In his address to the House entitled "U.S. Hypocrisy in Ukraine," Ron Paul said: "We do not know exactly how many millions - or tens of millions - of dollars the United States government spent on the presidential election in Ukraine. We do know that much of that money was targeted to assist one particular candidate, and through a series of cut-out non-governmental organizations (NGOs) - both American and Ukrainian - millions of dollars ended up in support of the presidential candidate, Viktor Yushchenko."

Nobody intends, or can, prevent the U.S. from contributing to enhancing the security of CIS countries, integrating them into the global economy, and promoting democracy there. But certain circles are trying to neutralize Russia's influence in countries with which it has been linked culturally and economically for centuries, and where more than 25 million Russians reside. The U.S. Ambassador to Moscow quite often acted as a mouthpiece for these circles.

During his four years in Moscow, Vershbow made a huge effort to prove that America was disenchanted by the slow progress of civil society in Russia, by its controlled democracy and impending authoritarian rule, and by a clampdown on the Russian media.

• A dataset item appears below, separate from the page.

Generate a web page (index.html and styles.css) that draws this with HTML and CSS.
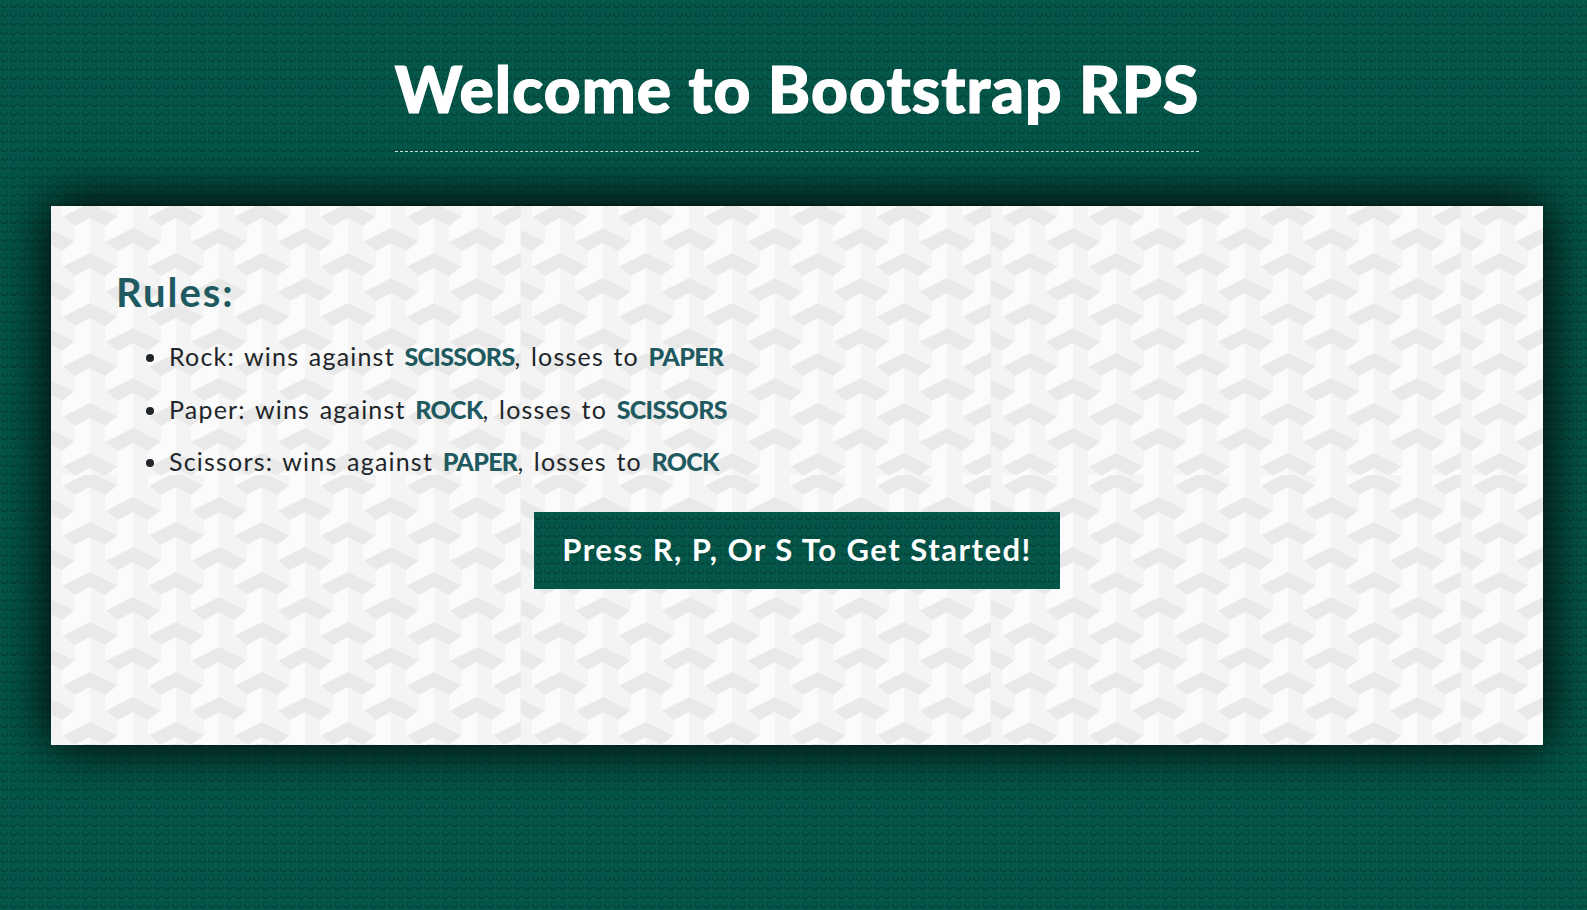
FILE: index.html
```html
<!DOCTYPE html>
<html lang="en">
<head>
    <meta charset="UTF-8">
    <title>Bootstrap RPS</title>
    <link rel="stylesheet" href="styles.css">
</head>
<body>
    <header class="top">
        <h1 class="title">Welcome to Bootstrap RPS</h1>
    </header>

    <main class="card">
        <h2 class="rules-title">Rules:</h2>
        <ul class="rules">
            <li>Rock: wins against <strong>SCISSORS</strong>, losses to <strong>PAPER</strong></li>
            <li>Paper: wins against <strong>ROCK</strong>, losses to <strong>SCISSORS</strong></li>
            <li>Scissors: wins against <strong>PAPER</strong>, losses to <strong>ROCK</strong></li>
        </ul>
        <div class="start">
            <button class="start-btn" type="button">Press R, P, Or S To Get Started!</button>
        </div>
    </main>
</body>
</html>
```

FILE: styles.css
```css
html, body { height: 100%; }
body {
    margin: 0;
    padding: 0 44px 0 51px;
    box-sizing: border-box;
    overflow: hidden;
    font-family: "Lato", "Noto Sans", sans-serif;
    color: #212529;
    background-color: #04574a;
    background-image: url("data:image/svg+xml,%3Csvg xmlns='http://www.w3.org/2000/svg' width='9' height='9'%3E%3Cpath d='M1.5 4.5a3 3 0 0 0 6 0' fill='none' stroke='%23023f34' stroke-width='1.1'/%3E%3Cpath d='M1.5 4.5a3 3 0 0 1 6 0' fill='none' stroke='%23034e42' stroke-width='.7'/%3E%3C/svg%3E");
}
.top {
    display: flex;
    justify-content: center;
    padding-top: 53px;
}
.title {
    margin: 0;
    padding-bottom: 26px;
    border-bottom: 1px dashed #cfe0dc;
    color: #fff;
    font-size: 64px;
    font-weight: 900;
    line-height: 72px;
    letter-spacing: 1.1px;
    -webkit-text-stroke: 1.2px #fff;
}
.card {
    margin-top: 54px;
    height: 539px;
    box-sizing: border-box;
    padding: 61px 65px 0;
    background-color: #f4f4f4;
    background-image: url("data:image/svg+xml,%3Csvg xmlns='http://www.w3.org/2000/svg' width='470' height='269'%3E%3Cdefs%3E%3Cg id='c'%3E%3Cpath fill='%23e9e9e9' d='M0 0l27 13.5-12 9.5-15-8-15 8-12-9.5z'/%3E%3Cpath fill='%23fbfbfb' d='M0 15l-15 8v15.500l-13 9.500v16l28-14z'/%3E%3C/g%3E%3Cpattern id='p' width='86' height='50' patternUnits='userSpaceOnUse' x='39' y='-3'%3E%3Cuse href='%23c' x='0' y='0'/%3E%3Cuse href='%23c' x='86' y='0'/%3E%3Cuse href='%23c' x='0' y='-50'/%3E%3Cuse href='%23c' x='86' y='-50'/%3E%3Cuse href='%23c' x='43' y='25'/%3E%3Cuse href='%23c' x='43' y='-25'/%3E%3C/pattern%3E%3C/defs%3E%3Crect width='470' height='269' fill='url(%23p)'/%3E%3C/svg%3E");
    box-shadow: 0 -2px 50px 4px #000;
}
.rules-title {
    margin: 0 0 22px;
    color: #1f5a60;
    font-size: 40px;
    font-weight: 700;
    line-height: 50px;
    letter-spacing: 2px;
}
.rules {
    margin: 0;
    padding-left: 53px;
    font-size: 25px;
    line-height: 34px;
    letter-spacing: 1.2px;
    word-spacing: 2px;
}
.rules li { margin-bottom: 18.7px; }
.rules strong { color: #1f5a60; font-weight: 900; letter-spacing: -0.7px; }
.start {
    display: flex;
    justify-content: center;
    margin-top: 34px;
}
.start-btn {
    padding: 0 27px 4px;
    width: 526px;
    height: 77px;
    border: 0;
    color: #fff;
    font-family: inherit;
    font-size: 31px;
    font-weight: 700;
    letter-spacing: 1.5px;
    background-color: #04574a;
    background-image: url("data:image/svg+xml,%3Csvg xmlns='http://www.w3.org/2000/svg' width='9' height='9'%3E%3Cpath d='M1.5 4.500a3 3 0 0 0 6 0' fill='none' stroke='%23023f34' stroke-width='1.1'/%3E%3Cpath d='M1.5 4.500a3 3 0 0 1 6 0' fill='none' stroke='%23034e42' stroke-width='.7'/%3E%3C/svg%3E");
}
```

Having made a leap from centralized economy to free enterprise, democracy in Russia is far from perfect. Moscow always welcomes constructive criticism. But an honest observer of Russia's political life will never say that the mass media enjoyed more freedom under Boris Yeltsin, for one. The oligarchs simply bought poor TV channels and newspapers that came to serve their sponsors instead of being sources of information.

It was under Putin that Yeltsin's tax evasion loopholes were abolished and that the media received more transparent and independent sources of funding.

Russia and the United States have common goals. They should pool their efforts against international terrorism, unstable countries trying to get mass destruction weapons for dubious purposes, against corruption and protectionism that are interfering with bilateral trade. But new mediators, a new style of work, and a new tone of communication are required to use this potential in full. Vershbow's successor will have to work hard.